Image credit: Rock Paper Shotgun/3D Realms/Fulqrum Publishing

FPS enthusiasts and those who do not daily contemplate the bleak inevitability of entropy will, I think, be well served by the game's hard difficulty, but if you're merely okay or kinda good at shooters, medium provides a good hit of friction and frustration. Crucially, it's also well paced, with levels that fit well into playing two or three then leaving it for the day, providing reprieve within levels with a bit of exploration or jar smashing, rather than constant overwhelming action. Even the occasional level where I got completely lost in some labyrinth was the kind of frustration that receded rapidly with hindsight.

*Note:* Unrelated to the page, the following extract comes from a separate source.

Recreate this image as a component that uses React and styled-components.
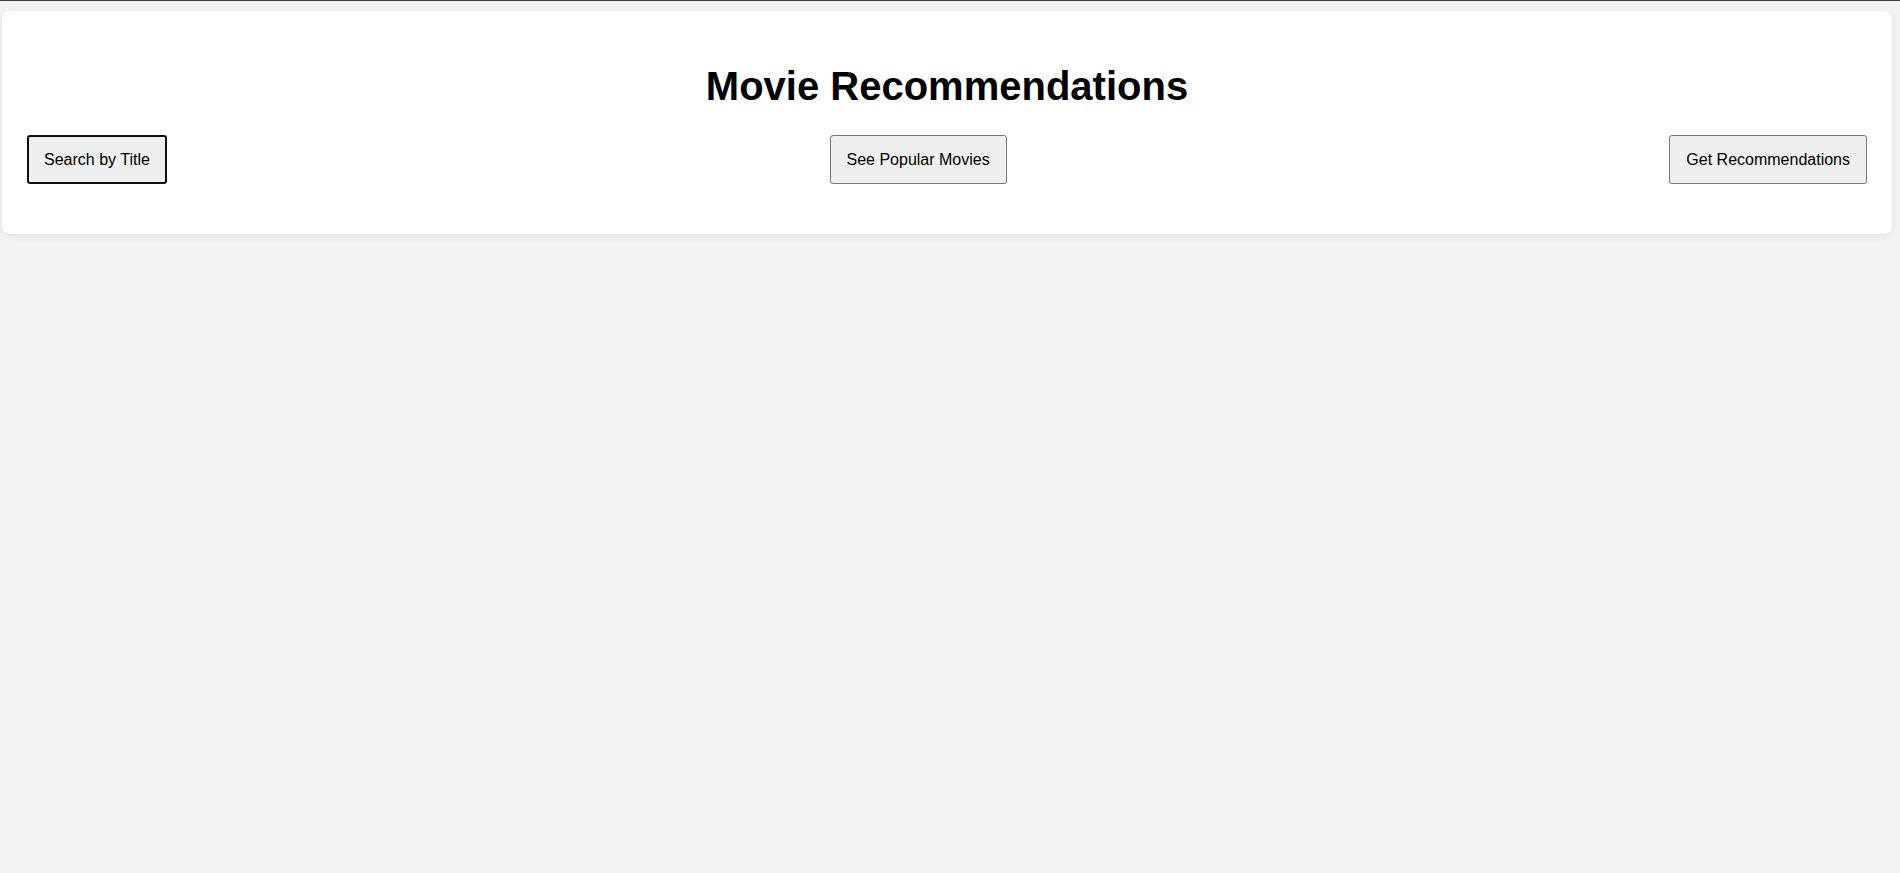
import React from "react";
import styled, { createGlobalStyle } from "styled-components";

const GlobalStyle = createGlobalStyle`
  html, body {
    margin: 0;
    padding: 0;
    background: #f3f3f3;
    font-family: "Liberation Sans", Arial, sans-serif;
  }
  body {
    border-top: 1px solid #3c3c3c;
  }
`;

const Page = styled.div`
  padding: 10px 8px 0 2px;
  min-height: 100vh;
  box-sizing: border-box;
`;

const Header = styled.header`
  background: #fff;
  border-radius: 8px;
  box-shadow: 0 2px 8px rgba(0, 0, 0, 0.08);
  padding: 25px 25px 50px;
`;

const Title = styled.h1`
  margin: 0 0 26px;
  padding-top: 27px;
  text-align: center;
  font-size: 40px;
  font-weight: bold;
  line-height: 46px;
  color: #000;
`;

const Nav = styled.nav`
  display: flex;
  justify-content: space-between;
  align-items: center;
`;

const NavButton = styled.button`
  font-family: "Liberation Sans", Arial, sans-serif;
  font-size: 16px;
  line-height: 19px;
  color: #000;
  background: #efefef;
  border: ${(p) => (p.$active ? "2px solid #101010" : "1px solid #767676")};
  border-radius: 3px;
  padding: ${(p) => (p.$active ? "13px 15px" : "14px 16px")};
  cursor: pointer;
`;

export default function App() {
  return (
    <>
      <GlobalStyle />
      <Page>
        <Header>
          <Title>Movie Recommendations</Title>
          <Nav>
            <NavButton $active>Search by Title</NavButton>
            <NavButton>See Popular Movies</NavButton>
            <NavButton>Get Recommendations</NavButton>
          </Nav>
        </Header>
      </Page>
    </>
  );
}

There are frustrations, though. Skipping the early ones where I needed to learn the monsters, Aeon Realm Of Something revives the ancient habit of getting annoyingly stuck on vertical corners yet insisting on coating every horizontal edge and curve with soap. This is really compounded by the third act, and a greater emphasis on jumping over lava challenges while you're being bombarded, with added enemies that could teleport in at any moment. All exacerbated by a dash move that requires awkwardly swapping to your sword and using its alternative attack. Oh, and there are occasional crouch jumps. I thought we agreed to never speak of them again.

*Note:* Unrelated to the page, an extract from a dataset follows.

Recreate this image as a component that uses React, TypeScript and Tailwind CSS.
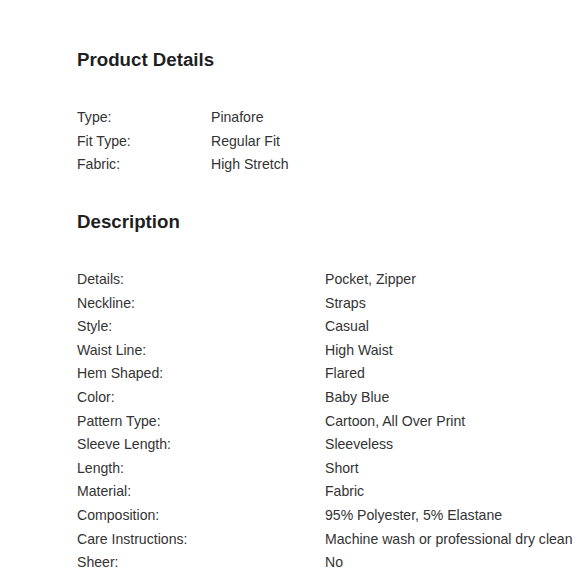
const productDetails: [string, string][] = [
  ["Type:", "Pinafore"],
  ["Fit Type:", "Regular Fit"],
  ["Fabric:", "High Stretch"],
];

const description: [string, string][] = [
  ["Details:", "Pocket, Zipper"],
  ["Neckline:", "Straps"],
  ["Style:", "Casual"],
  ["Waist Line:", "High Waist"],
  ["Hem Shaped:", "Flared"],
  ["Color:", "Baby Blue"],
  ["Pattern Type:", "Cartoon, All Over Print"],
  ["Sleeve Length:", "Sleeveless"],
  ["Length:", "Short"],
  ["Material:", "Fabric"],
  ["Composition:", "95% Polyester, 5% Elastane"],
  ["Care Instructions:", "Machine wash or professional dry clean"],
  ["Sheer:", "No"],
];

const SpecTable = ({ rows, labelWidth }: { rows: [string, string][]; labelWidth: string }) => (
  <div className="flex flex-col">
    {rows.map(([label, value]) => (
      <div key={label} className="flex h-[23.6px] items-center text-[14.1px] text-[#333]">
        <span className={labelWidth}>{label}</span>
        <span className="whitespace-nowrap">{value}</span>
      </div>
    ))}
  </div>
);

const App = () => {
  return (
    <div className="w-[580px] h-[580px] bg-white overflow-hidden font-['Liberation_Sans',Arial,sans-serif] pl-[77px] pt-[49px]">
      <h2 className="text-[18.7px] leading-[22px] font-bold text-[#1f1f1f]">Product Details</h2>
      <div className="mt-[35px]">
        <SpecTable rows={productDetails} labelWidth="w-[134px]" />
      </div>
      <h2 className="mt-[34px] text-[18.7px] leading-[22px] font-bold text-[#1f1f1f]">Description</h2>
      <div className="mt-[35px]">
        <SpecTable rows={description} labelWidth="w-[248px]" />
      </div>
    </div>
  );
};

export default App;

Quicksaves are a limited, collectible resource too, an interesting system with a slightly wonky UI that soon became irrelevant as I'd gathered dozens before long. I'd estimate that 70% were used to get around the tedious backtracking that comes of falling off ledges, and another 15% from getting trapped by a wall mounted lamp while a legally distinct cacodemon ate my face.

Wrath Colon Aeon Of Ruin could tighten up a few things here and there, and it could have been a bit more outlandish, and it should probably not have led with some of its drabbest levels. But where many of its peers merely ape the loud and obnoxious reputation 90s FPS games had, it's a solid shooter that remembers how they actually played and why they worked.


This review is based on a retail build of the game, provided by developers KillPixel Games and Slipgate Ironworks.